The bigger picture for all of us is that the way we shop and consume is changing. The concept of getting into your car, driving to a set of football field sized clothing warehouses connected by a Cinnabon and a Panda Express to shop for goods is fading[4]. Boutique stores designed for customers to validate their size, ask a few questions and, perhaps, view the latest styles will be the norm. But once you find a brand that you like and you have a positive purchase experience, all repeat purchases will be made from the comfort of your home without needing to waste gas and travel time. Big Box stores are D-E-A-D. Malls (if we continue to call them that), will be smaller and much more “experience” focused. The land and extensive parking spaces[5] will be reclaimed for other uses.
Many of the brands that we grew up with will likely disappear. Big Box retailers such as JCPenney, Sears, K-Mart, Kohl’s are being slowly pulled into the event horizon of an imminent death spiral. Declining sales and mall foot traffic have induced management to close underperforming stores to reduce costs. Reduced store count leads to decreasing brand awareness that will further hamper sales. Any cash reclaimed by closing stores should be invested into shifting the company’s business model to one that is ecommerce centric, but will most likely be used to pay off debt and interest. Opportunity lost. Death spiral.

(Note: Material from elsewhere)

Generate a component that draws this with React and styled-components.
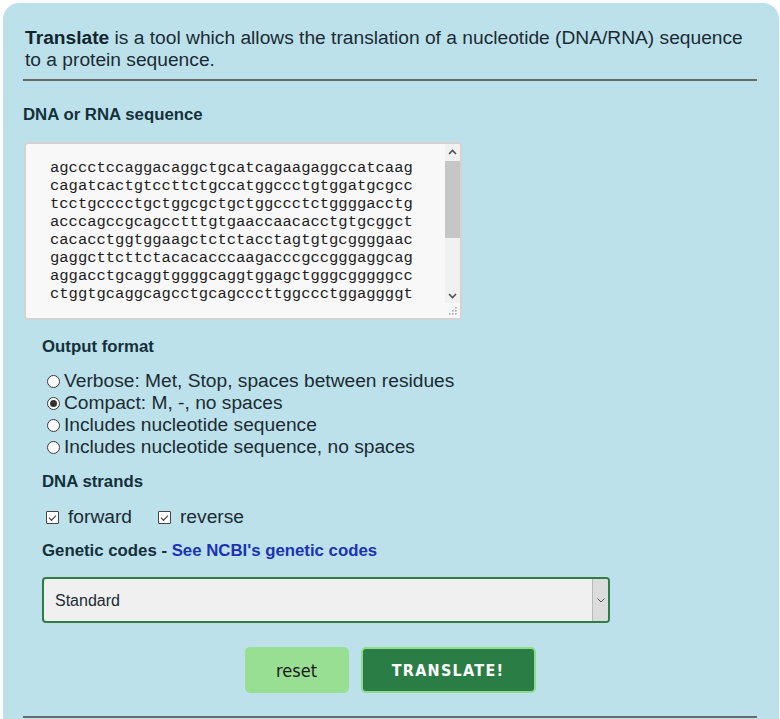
import React, { useState } from "react";
import styled, { createGlobalStyle } from "styled-components";

const Global = createGlobalStyle`
  html, body { margin: 0; padding: 0; background: #ffffff; }
  body { font-family: "Liberation Sans", Arial, sans-serif; color: #1b2b33; }
  * { box-sizing: border-box; }
`;

const Panel = styled.div`
  margin: 3px 0 0 3px;
  width: 776px;
  background: #bce1eb;
  border-radius: 16px;
  padding: 24px 21px 0 20px;
  display: flex;
  flex-direction: column;
  min-height: 730px;
`;

const Intro = styled.p`
  margin: 0 0 0 2px;
  font-size: 19.2px;
  line-height: 22px;
  color: #1b2b33;
  b { color: #12262f; }
`;

const Rule = styled.hr`
  margin: ${(p) => p.$mt}px 0 0 0;
  border: none;
  height: 2px;
  background: #666a6c;
  width: 734px;
`;

const Heading = styled.div`
  margin: ${(p) => p.$mt}px 0 0 0;
  font-size: 16.8px;
  line-height: 18px;
  font-weight: bold;
  color: #14303b;
`;

const Link = styled.a`
  color: #1a33b5;
  text-decoration: none;
`;

const SeqBox = styled.div`
  margin: 18px 0 0 1px;
  width: 438px;
  height: 178px;
  border: 2px solid #d3d3d3;
  border-radius: 4px;
  background: #f8f8f8;
  display: flex;
  overflow: hidden;
`;

const SeqArea = styled.textarea`
  flex: 1;
  min-width: 0;
  height: 100%;
  padding: 15px 24px 16px;
  border: none;
  background: transparent;
  font-family: "Liberation Mono", "Courier New", monospace;
  font-size: 15.5px;
  line-height: 18px;
  color: #1d1d1d;
  resize: none;
  outline: none;
  overflow: hidden;
`;

const ScrollCol = styled.div`
  width: 15px;
  display: flex;
  flex-direction: column;
  background: #f1f1f1;
`;

const ScrollBtn = styled.div`
  height: 15px;
  display: grid;
  place-items: center;
`;

const Track = styled.div`
  flex: 1;
  display: flex;
  flex-direction: column;
`;

const Thumb = styled.div`
  height: 77px;
  margin: 2px 0 0 0;
  background: #c6c6c6;
`;

const Corner = styled.div`
  height: 15px;
  background: #f8f8f8;
  display: grid;
  place-items: center;
`;

const Options = styled.div`
  padding-left: 19px;
  display: flex;
  flex-direction: column;
`;

const RadioList = styled.div`
  margin-top: 14px;
  display: flex;
  flex-direction: column;
`;

const OptionRow = styled.label`
  display: flex;
  align-items: center;
  height: 22px;
  font-size: 19.2px;
  color: #1b2b33;
  cursor: pointer;
`;

const Radio = styled.input.attrs({ type: "radio" })`
  appearance: none;
  margin: 1px 4px 0 5px;
  width: 13px;
  height: 13px;
  border-radius: 50%;
  border: 1px solid #3a3a3a;
  background: #fff;
  display: grid;
  place-items: center;
  &:checked::after {
    content: "";
    width: 7px;
    height: 7px;
    border-radius: 50%;
    background: #333;
  }
`;

const CheckRow = styled.div`
  margin-top: 15px;
  display: flex;
  align-items: center;
  gap: 22px;
  height: 22px;
`;

const Check = styled.input.attrs({ type: "checkbox" })`
  appearance: none;
  margin: 1px 9px 0 4px;
  width: 13px;
  height: 13px;
  border: 1px solid #444;
  border-radius: 1px;
  background: #fff;
  display: grid;
  place-items: center;
  &:checked::after {
    content: "";
    width: 6px;
    height: 3px;
    border-left: 1.5px solid #333;
    border-bottom: 1.5px solid #333;
    transform: translateY(-1px) rotate(-45deg);
  }
`;

const SelectBox = styled.div`
  margin-top: 17px;
  width: 568px;
  height: 46px;
  border: 2px solid #2d7d47;
  border-radius: 4px;
  background: #f0f0f0;
  display: flex;
  overflow: hidden;
`;

const Select = styled.select`
  appearance: none;
  flex: 1;
  border: none;
  background: transparent;
  padding: 0 11px;
  font-family: "Liberation Sans", Arial, sans-serif;
  font-size: 16px;
  color: #1b2b33;
  outline: none;
`;

const Arrow = styled.div`
  width: 16px;
  background: #dcdcdc;
  border-left: 1px solid #b8b8b8;
  display: grid;
  place-items: center;
`;

const Buttons = styled.div`
  margin-top: 24px;
  display: flex;
  justify-content: center;
  gap: 12px;
  width: 734px;
`;

const ResetBtn = styled.button`
  width: 104px;
  height: 46px;
  border: none;
  border-radius: 5px;
  background: #98de93;
  font-family: "DejaVu Sans Condensed", "DejaVu Sans", sans-serif;
  font-size: 18px;
  color: #1a1a1a;
  cursor: pointer;
`;

const GoBtn = styled.button`
  width: 175px;
  height: 46px;
  border: 2px solid #8fdc8d;
  border-radius: 5px;
  background: #2a7e45;
  font-family: "DejaVu Sans Condensed", "DejaVu Sans", sans-serif;
  font-weight: bold;
  font-size: 16px;
  letter-spacing: 1.3px;
  color: #ffffff;
  cursor: pointer;
`;

const SEQ = [
  "agccctccaggacaggctgcatcagaagaggccatcaag",
  "cagatcactgtccttctgccatggccctgtggatgcgcc",
  "tcctgcccctgctggcgctgctggccctctggggacctg",
  "acccagccgcagcctttgtgaaccaacacctgtgcggct",
  "cacacctggtggaagctctctacctagtgtgcggggaac",
  "gaggcttcttctacacacccaagacccgccgggaggcag",
  "aggacctgcaggtggggcaggtggagctgggcgggggcc",
  "ctggtgcaggcagcctgcagcccttggccctggaggggt",
].join("\n");

function Chevron({ up }) {
  return (
    <svg width="9" height="6" viewBox="0 0 9 6">
      <path
        d={up ? "M1 5 L4.5 1.5 L8 5" : "M1 1 L4.5 4.5 L8 1"}
        fill="none"
        stroke="#505050"
        strokeWidth="1.6"
      />
    </svg>
  );
}

function ChevronDown() {
  return (
    <svg width="8" height="5" viewBox="0 0 8 5">
      <path d="M0.5 0.5 L4 4 L7.5 0.5" fill="none" stroke="#555" strokeWidth="1" />
    </svg>
  );
}

function Grip() {
  return (
    <svg width="9" height="9" viewBox="0 0 9 9">
      {[
        [7, 1],
        [4, 4],
        [7, 4],
        [1, 7],
        [4, 7],
        [7, 7],
      ].map(([x, y]) => (
        <rect key={`${x}-${y}`} x={x} y={y} width="1.6" height="1.6" fill="#a8a8a8" />
      ))}
    </svg>
  );
}

export default function App() {
  const [fmt, setFmt] = useState("compact");
  const [fwd, setFwd] = useState(true);
  const [rev, setRev] = useState(true);

  const formats = [
    ["verbose", "Verbose: Met, Stop, spaces between residues"],
    ["compact", "Compact: M, -, no spaces"],
    ["withseq", "Includes nucleotide sequence"],
    ["withseqns", "Includes nucleotide sequence, no spaces"],
  ];

  return (
    <>
      <Global />
      <Panel>
        <Intro>
          <b>Translate</b> is a tool which allows the translation of a nucleotide (DNA/RNA) sequence to a
          protein sequence.
        </Intro>
        <Rule $mt={8} />
        <Heading $mt={25}>DNA or RNA sequence</Heading>
        <SeqBox>
          <SeqArea defaultValue={SEQ} spellCheck={false} />
          <ScrollCol>
            <ScrollBtn>
              <Chevron up />
            </ScrollBtn>
            <Track>
              <Thumb />
            </Track>
            <ScrollBtn>
              <Chevron />
            </ScrollBtn>
            <Corner>
              <Grip />
            </Corner>
          </ScrollCol>
        </SeqBox>
        <Options>
          <Heading $mt={18}>Output format</Heading>
          <RadioList>
            {formats.map(([v, label]) => (
              <OptionRow key={v}>
                <Radio name="fmt" checked={fmt === v} onChange={() => setFmt(v)} />
                {label}
              </OptionRow>
            ))}
          </RadioList>
          <Heading $mt={15}>DNA strands</Heading>
          <CheckRow>
            <OptionRow>
              <Check checked={fwd} onChange={() => setFwd(!fwd)} />
              forward
            </OptionRow>
            <OptionRow>
              <Check checked={rev} onChange={() => setRev(!rev)} />
              reverse
            </OptionRow>
          </CheckRow>
          <Heading $mt={14}>
            Genetic codes - <Link href="#">See NCBI's genetic codes</Link>
          </Heading>
          <SelectBox>
            <Select defaultValue="1">
              <option value="1">Standard</option>
              <option value="2">Vertebrate Mitochondrial</option>
              <option value="3">Yeast Mitochondrial</option>
            </Select>
            <Arrow>
              <ChevronDown />
            </Arrow>
          </SelectBox>
        </Options>
        <Buttons>
          <ResetBtn type="button">reset</ResetBtn>
          <GoBtn type="button">TRANSLATE!</GoBtn>
        </Buttons>
        <Rule $mt={23} />
      </Panel>
    </>
  );
}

In other areas of the mall, specialty retailers such as GNC, Radio Shack, Bed, Bath and Beyond; and Vitamin Shoppe may not be long for the world either. These companies typically operate in smaller, more cost-efficient stores, but the products they sell are easily sold (or substituted with other products) on the Internet. If you want to buy protein, soap, vitamins, batteries, or sports supplements, you may walk into a store once. But after finding a product that works for you, all repeat purchases will be made online. And in the online world, the lowest price wins. If you have to support hundreds of physical stores, then you won’t be able to offer the absolute lowest prices.
Back to Whole Foods, Amazon has acquired a premium brand in the grocery category and they have the opportunity to apply their Internet-centric model to make Whole Foods more efficient. They will also integrate the Whole Foods store footprint into their existing distribution network to have better access to customers around the country.
Combined Amazon/Whole Foods Footprint
Source: Bloomberg
Amazon had already been testing a new convenience store concept called Amazon Go that used sensors and software to allow shoppers to grab items and exit without even visiting a cashier. How will other grocers keep up? Hmmm.